DATASET EXCERPT:
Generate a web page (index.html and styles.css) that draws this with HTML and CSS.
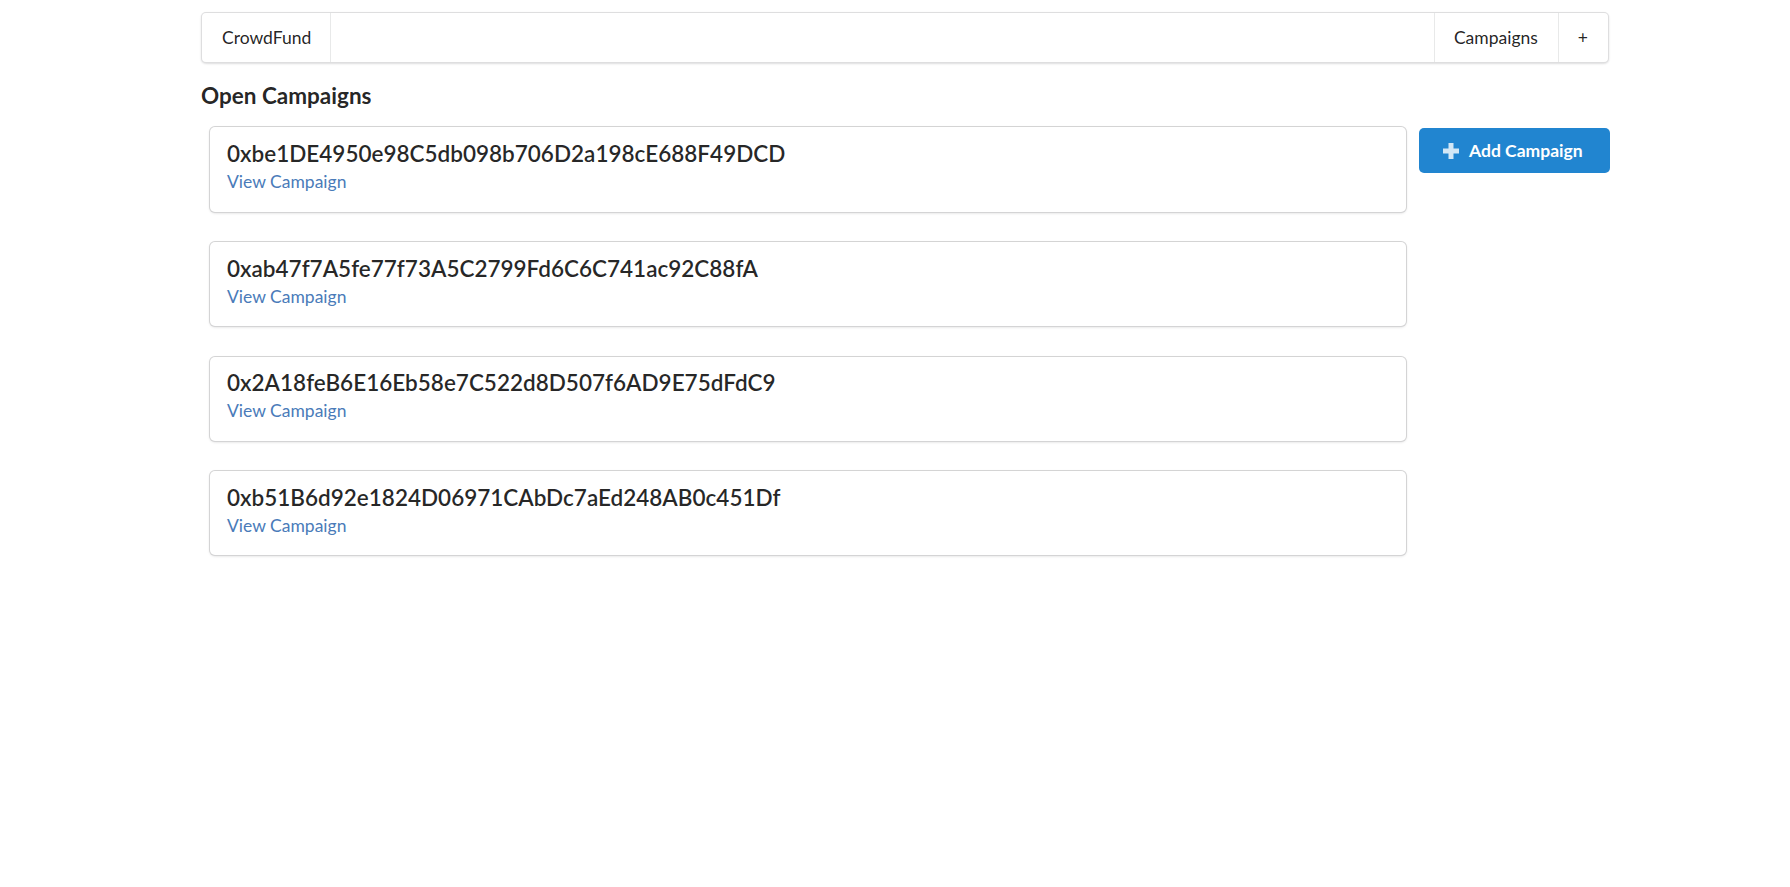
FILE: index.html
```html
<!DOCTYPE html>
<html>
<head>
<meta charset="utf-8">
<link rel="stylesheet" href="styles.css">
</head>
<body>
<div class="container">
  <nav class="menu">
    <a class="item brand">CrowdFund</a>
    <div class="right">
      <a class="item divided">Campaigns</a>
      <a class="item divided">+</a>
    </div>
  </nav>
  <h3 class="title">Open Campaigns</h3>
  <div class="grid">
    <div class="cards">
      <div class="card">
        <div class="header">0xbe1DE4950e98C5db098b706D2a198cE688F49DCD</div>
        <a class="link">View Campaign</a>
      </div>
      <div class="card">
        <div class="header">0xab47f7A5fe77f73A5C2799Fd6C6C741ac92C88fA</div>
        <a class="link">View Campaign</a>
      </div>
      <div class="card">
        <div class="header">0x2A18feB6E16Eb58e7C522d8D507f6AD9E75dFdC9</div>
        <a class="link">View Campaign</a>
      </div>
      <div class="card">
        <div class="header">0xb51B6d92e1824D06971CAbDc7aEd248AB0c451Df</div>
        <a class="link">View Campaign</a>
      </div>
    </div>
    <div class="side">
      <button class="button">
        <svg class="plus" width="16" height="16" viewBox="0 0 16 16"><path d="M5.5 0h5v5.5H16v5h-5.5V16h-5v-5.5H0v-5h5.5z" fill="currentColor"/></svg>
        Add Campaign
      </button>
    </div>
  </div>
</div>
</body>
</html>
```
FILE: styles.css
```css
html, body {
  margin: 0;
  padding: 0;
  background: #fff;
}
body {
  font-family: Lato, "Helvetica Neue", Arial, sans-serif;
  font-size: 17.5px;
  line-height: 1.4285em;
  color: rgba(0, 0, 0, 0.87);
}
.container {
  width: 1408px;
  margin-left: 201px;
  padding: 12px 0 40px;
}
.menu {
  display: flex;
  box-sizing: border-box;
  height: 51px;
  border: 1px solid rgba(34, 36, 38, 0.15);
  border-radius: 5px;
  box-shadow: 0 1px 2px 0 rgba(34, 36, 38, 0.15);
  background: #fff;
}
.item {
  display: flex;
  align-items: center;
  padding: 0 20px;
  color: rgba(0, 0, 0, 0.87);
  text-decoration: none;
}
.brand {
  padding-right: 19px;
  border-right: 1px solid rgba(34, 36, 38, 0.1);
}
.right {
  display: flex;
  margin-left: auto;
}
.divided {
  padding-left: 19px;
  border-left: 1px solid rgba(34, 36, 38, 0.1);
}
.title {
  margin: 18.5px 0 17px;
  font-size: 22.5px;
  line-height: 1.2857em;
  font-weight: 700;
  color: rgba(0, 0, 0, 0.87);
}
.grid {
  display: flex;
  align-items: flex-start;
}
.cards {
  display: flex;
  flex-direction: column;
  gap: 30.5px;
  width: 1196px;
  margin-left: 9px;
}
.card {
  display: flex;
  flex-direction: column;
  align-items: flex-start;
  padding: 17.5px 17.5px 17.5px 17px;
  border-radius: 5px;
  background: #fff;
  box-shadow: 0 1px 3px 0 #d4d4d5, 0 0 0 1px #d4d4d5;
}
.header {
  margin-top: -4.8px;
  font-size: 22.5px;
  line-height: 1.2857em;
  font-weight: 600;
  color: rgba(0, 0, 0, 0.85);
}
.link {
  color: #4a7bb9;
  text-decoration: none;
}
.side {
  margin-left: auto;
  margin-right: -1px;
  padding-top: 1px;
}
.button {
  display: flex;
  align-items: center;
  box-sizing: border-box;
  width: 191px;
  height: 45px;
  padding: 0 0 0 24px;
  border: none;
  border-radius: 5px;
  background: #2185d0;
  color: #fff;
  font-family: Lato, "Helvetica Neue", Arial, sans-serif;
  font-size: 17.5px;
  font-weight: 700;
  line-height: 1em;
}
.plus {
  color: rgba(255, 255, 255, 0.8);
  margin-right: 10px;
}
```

WORK TO COMPLETE: Extract the full listing above verbatim; pictures are to be left out of the copy.

CORRECT RESULT:
Generate a web page (index.html and styles.css) that draws this with HTML and CSS.
FILE: index.html
```html
<!DOCTYPE html>
<html>
<head>
<meta charset="utf-8">
<link rel="stylesheet" href="styles.css">
</head>
<body>
<div class="container">
  <nav class="menu">
    <a class="item brand">CrowdFund</a>
    <div class="right">
      <a class="item divided">Campaigns</a>
      <a class="item divided">+</a>
    </div>
  </nav>
  <h3 class="title">Open Campaigns</h3>
  <div class="grid">
    <div class="cards">
      <div class="card">
        <div class="header">0xbe1DE4950e98C5db098b706D2a198cE688F49DCD</div>
        <a class="link">View Campaign</a>
      </div>
      <div class="card">
        <div class="header">0xab47f7A5fe77f73A5C2799Fd6C6C741ac92C88fA</div>
        <a class="link">View Campaign</a>
      </div>
      <div class="card">
        <div class="header">0x2A18feB6E16Eb58e7C522d8D507f6AD9E75dFdC9</div>
        <a class="link">View Campaign</a>
      </div>
      <div class="card">
        <div class="header">0xb51B6d92e1824D06971CAbDc7aEd248AB0c451Df</div>
        <a class="link">View Campaign</a>
      </div>
    </div>
    <div class="side">
      <button class="button">
        <svg class="plus" width="16" height="16" viewBox="0 0 16 16"><path d="M5.5 0h5v5.5H16v5h-5.5V16h-5v-5.5H0v-5h5.5z" fill="currentColor"/></svg>
        Add Campaign
      </button>
    </div>
  </div>
</div>
</body>
</html>
```
FILE: styles.css
```css
html, body {
  margin: 0;
  padding: 0;
  background: #fff;
}
body {
  font-family: Lato, "Helvetica Neue", Arial, sans-serif;
  font-size: 17.5px;
  line-height: 1.4285em;
  color: rgba(0, 0, 0, 0.87);
}
.container {
  width: 1408px;
  margin-left: 201px;
  padding: 12px 0 40px;
}
.menu {
  display: flex;
  box-sizing: border-box;
  height: 51px;
  border: 1px solid rgba(34, 36, 38, 0.15);
  border-radius: 5px;
  box-shadow: 0 1px 2px 0 rgba(34, 36, 38, 0.15);
  background: #fff;
}
.item {
  display: flex;
  align-items: center;
  padding: 0 20px;
  color: rgba(0, 0, 0, 0.87);
  text-decoration: none;
}
.brand {
  padding-right: 19px;
  border-right: 1px solid rgba(34, 36, 38, 0.1);
}
.right {
  display: flex;
  margin-left: auto;
}
.divided {
  padding-left: 19px;
  border-left: 1px solid rgba(34, 36, 38, 0.1);
}
.title {
  margin: 18.5px 0 17px;
  font-size: 22.5px;
  line-height: 1.2857em;
  font-weight: 700;
  color: rgba(0, 0, 0, 0.87);
}
.grid {
  display: flex;
  align-items: flex-start;
}
.cards {
  display: flex;
  flex-direction: column;
  gap: 30.5px;
  width: 1196px;
  margin-left: 9px;
}
.card {
  display: flex;
  flex-direction: column;
  align-items: flex-start;
  padding: 17.5px 17.5px 17.5px 17px;
  border-radius: 5px;
  background: #fff;
  box-shadow: 0 1px 3px 0 #d4d4d5, 0 0 0 1px #d4d4d5;
}
.header {
  margin-top: -4.8px;
  font-size: 22.5px;
  line-height: 1.2857em;
  font-weight: 600;
  color: rgba(0, 0, 0, 0.85);
}
.link {
  color: #4a7bb9;
  text-decoration: none;
}
.side {
  margin-left: auto;
  margin-right: -1px;
  padding-top: 1px;
}
.button {
  display: flex;
  align-items: center;
  box-sizing: border-box;
  width: 191px;
  height: 45px;
  padding: 0 0 0 24px;
  border: none;
  border-radius: 5px;
  background: #2185d0;
  color: #fff;
  font-family: Lato, "Helvetica Neue", Arial, sans-serif;
  font-size: 17.5px;
  font-weight: 700;
  line-height: 1em;
}
.plus {
  color: rgba(255, 255, 255, 0.8);
  margin-right: 10px;
}
```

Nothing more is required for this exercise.